DESCRIPTION OF THE TASK:
Reproduce the listing below in full and without alteration, apart from its pictures.

Pages as source code
::::::

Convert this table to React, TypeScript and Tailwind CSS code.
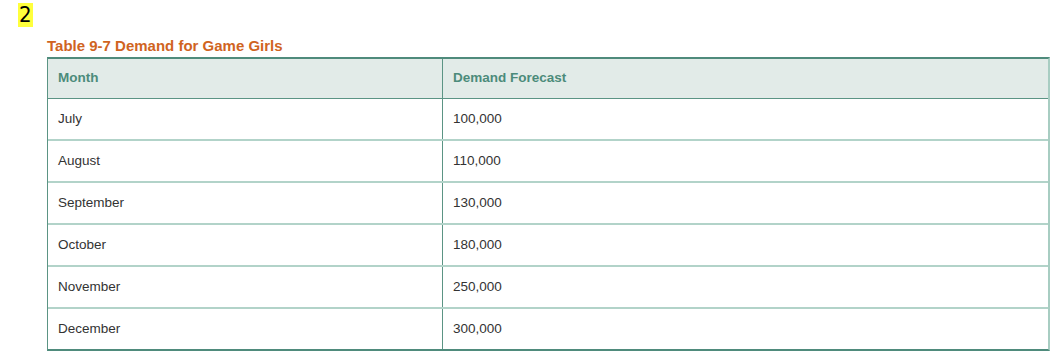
import React from "react";

const rows = [
  ["July", "100,000"],
  ["August", "110,000"],
  ["September", "130,000"],
  ["October", "180,000"],
  ["November", "250,000"],
  ["December", "300,000"],
];

export default function App() {
  return (
    <div className="w-[1060px] h-[357px] bg-white font-['Liberation_Sans',Arial,sans-serif]">
      {/* QUESTION NUMBER */}
      <div className="pt-[3px] pl-[18px]">
        <span className="inline-block bg-[#ffff3c] text-black text-[22px] leading-[24px] px-[1px] font-['DejaVu_Sans_Condensed','DejaVu_Sans',sans-serif]">
          2
        </span>
      </div>
      {/* TABLE */}
      <div className="ml-[47px] mt-[8px] w-[1003px]">
        <div className="text-[#d0641f] font-bold text-[15px] leading-[17px] mb-[3px]">Table 9-7 Demand for Game Girls</div>
        <div className="border-t-2 border-t-[#4f8b7c] border-l border-l-[#5b9484] border-r-2 border-r-[#a8cdc2] border-b-2 border-b-[#4f8b7c]">
          <div className="flex h-[40px] bg-[#e2ebe8] border-b border-b-[#5b9484] text-[#4c8b7b] font-bold text-[13.5px]">
            <div className="w-[395px] border-r border-r-[#5b9484] pl-[10px] flex items-center">Month</div>
            <div className="flex-1 pl-[10px] flex items-center">Demand Forecast</div>
          </div>
          {rows.map(([m, v], i) => (
            <div
              key={m}
              className={
                "flex text-[#333] text-[13.5px] " +
                (i < rows.length - 1 ? "h-[42px] border-b-2 border-b-[#b2d3c9]" : "h-[40px]")
              }
            >
              <div className="w-[395px] border-r border-r-[#5b9484] pl-[10px] flex items-center">{m}</div>
              <div className="flex-1 pl-[10px] flex items-center">{v}</div>
            </div>
          ))}
        </div>
      </div>
    </div>
  );
}
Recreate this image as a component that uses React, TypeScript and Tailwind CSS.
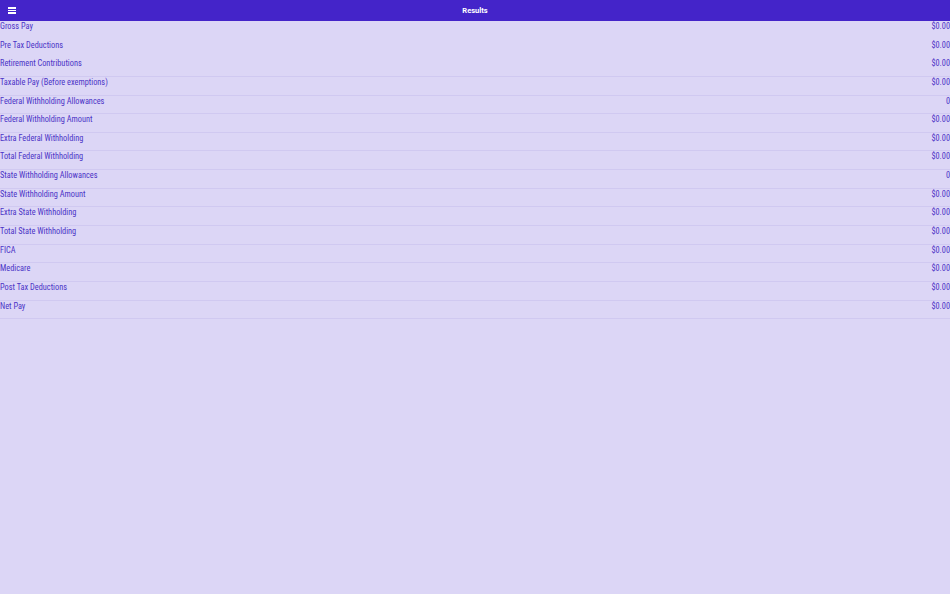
const rows: { label: string; value: string }[] = [
  { label: "Gross Pay", value: "$0.00" },
  { label: "Pre Tax Deductions", value: "$0.00" },
  { label: "Retirement Contributions", value: "$0.00" },
  { label: "Taxable Pay (Before exemptions)", value: "$0.00" },
  { label: "Federal Withholding Allowances", value: "0" },
  { label: "Federal Withholding Amount", value: "$0.00" },
  { label: "Extra Federal Withholding", value: "$0.00" },
  { label: "Total Federal Withholding", value: "$0.00" },
  { label: "State Withholding Allowances", value: "0" },
  { label: "State Withholding Amount", value: "$0.00" },
  { label: "Extra State Withholding", value: "$0.00" },
  { label: "Total State Withholding", value: "$0.00" },
  { label: "FICA", value: "$0.00" },
  { label: "Medicare", value: "$0.00" },
  { label: "Post Tax Deductions", value: "$0.00" },
  { label: "Net Pay", value: "$0.00" },
];

export default function App() {
  return (
    <div className="h-[594px] w-[950px] bg-[#dcd6f6] font-['Roboto',sans-serif] text-[#4b33c6] flex flex-col">
      <header className="relative h-[21px] bg-[#4424c9] flex items-center justify-center shrink-0">
        <button className="absolute left-[8px] top-[7px] flex flex-col gap-[1px]">
          <span className="block w-[8px] h-[1.5px] bg-white" />
          <span className="block w-[8px] h-[1.5px] bg-white" />
          <span className="block w-[8px] h-[1.5px] bg-white" />
        </button>
        <h1 className="text-[7.5px] font-bold text-white leading-none">Results</h1>
      </header>

      <div className="flex flex-col">
        {rows.map((r, i) => (
          <div
            key={r.label}
            className={
              i < 2
                ? "h-[18.65px] flex justify-between text-[8.3px] [font-stretch:87%] leading-[11px]"
                : "h-[18.65px] flex justify-between text-[8.3px] [font-stretch:87%] leading-[11px] border-b border-[#d0c9f1]"
            }
          >
            <span>{r.label}</span>
            <span>{r.value}</span>
          </div>
        ))}
      </div>
    </div>
  );
}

::::::

OUTPUT FOR THIS EXERCISE:
Convert this table to React, TypeScript and Tailwind CSS code.
import React from "react";

const rows = [
  ["July", "100,000"],
  ["August", "110,000"],
  ["September", "130,000"],
  ["October", "180,000"],
  ["November", "250,000"],
  ["December", "300,000"],
];

export default function App() {
  return (
    <div className="w-[1060px] h-[357px] bg-white font-['Liberation_Sans',Arial,sans-serif]">
      {/* QUESTION NUMBER */}
      <div className="pt-[3px] pl-[18px]">
        <span className="inline-block bg-[#ffff3c] text-black text-[22px] leading-[24px] px-[1px] font-['DejaVu_Sans_Condensed','DejaVu_Sans',sans-serif]">
          2
        </span>
      </div>
      {/* TABLE */}
      <div className="ml-[47px] mt-[8px] w-[1003px]">
        <div className="text-[#d0641f] font-bold text-[15px] leading-[17px] mb-[3px]">Table 9-7 Demand for Game Girls</div>
        <div className="border-t-2 border-t-[#4f8b7c] border-l border-l-[#5b9484] border-r-2 border-r-[#a8cdc2] border-b-2 border-b-[#4f8b7c]">
          <div className="flex h-[40px] bg-[#e2ebe8] border-b border-b-[#5b9484] text-[#4c8b7b] font-bold text-[13.5px]">
            <div className="w-[395px] border-r border-r-[#5b9484] pl-[10px] flex items-center">Month</div>
            <div className="flex-1 pl-[10px] flex items-center">Demand Forecast</div>
          </div>
          {rows.map(([m, v], i) => (
            <div
              key={m}
              className={
                "flex text-[#333] text-[13.5px] " +
                (i < rows.length - 1 ? "h-[42px] border-b-2 border-b-[#b2d3c9]" : "h-[40px]")
              }
            >
              <div className="w-[395px] border-r border-r-[#5b9484] pl-[10px] flex items-center">{m}</div>
              <div className="flex-1 pl-[10px] flex items-center">{v}</div>
            </div>
          ))}
        </div>
      </div>
    </div>
  );
}
Recreate this image as a component that uses React, TypeScript and Tailwind CSS.
const rows: { label: string; value: string }[] = [
  { label: "Gross Pay", value: "$0.00" },
  { label: "Pre Tax Deductions", value: "$0.00" },
  { label: "Retirement Contributions", value: "$0.00" },
  { label: "Taxable Pay (Before exemptions)", value: "$0.00" },
  { label: "Federal Withholding Allowances", value: "0" },
  { label: "Federal Withholding Amount", value: "$0.00" },
  { label: "Extra Federal Withholding", value: "$0.00" },
  { label: "Total Federal Withholding", value: "$0.00" },
  { label: "State Withholding Allowances", value: "0" },
  { label: "State Withholding Amount", value: "$0.00" },
  { label: "Extra State Withholding", value: "$0.00" },
  { label: "Total State Withholding", value: "$0.00" },
  { label: "FICA", value: "$0.00" },
  { label: "Medicare", value: "$0.00" },
  { label: "Post Tax Deductions", value: "$0.00" },
  { label: "Net Pay", value: "$0.00" },
];

export default function App() {
  return (
    <div className="h-[594px] w-[950px] bg-[#dcd6f6] font-['Roboto',sans-serif] text-[#4b33c6] flex flex-col">
      <header className="relative h-[21px] bg-[#4424c9] flex items-center justify-center shrink-0">
        <button className="absolute left-[8px] top-[7px] flex flex-col gap-[1px]">
          <span className="block w-[8px] h-[1.5px] bg-white" />
          <span className="block w-[8px] h-[1.5px] bg-white" />
          <span className="block w-[8px] h-[1.5px] bg-white" />
        </button>
        <h1 className="text-[7.5px] font-bold text-white leading-none">Results</h1>
      </header>

      <div className="flex flex-col">
        {rows.map((r, i) => (
          <div
            key={r.label}
            className={
              i < 2
                ? "h-[18.65px] flex justify-between text-[8.3px] [font-stretch:87%] leading-[11px]"
                : "h-[18.65px] flex justify-between text-[8.3px] [font-stretch:87%] leading-[11px] border-b border-[#d0c9f1]"
            }
          >
            <span>{r.label}</span>
            <span>{r.value}</span>
          </div>
        ))}
      </div>
    </div>
  );
}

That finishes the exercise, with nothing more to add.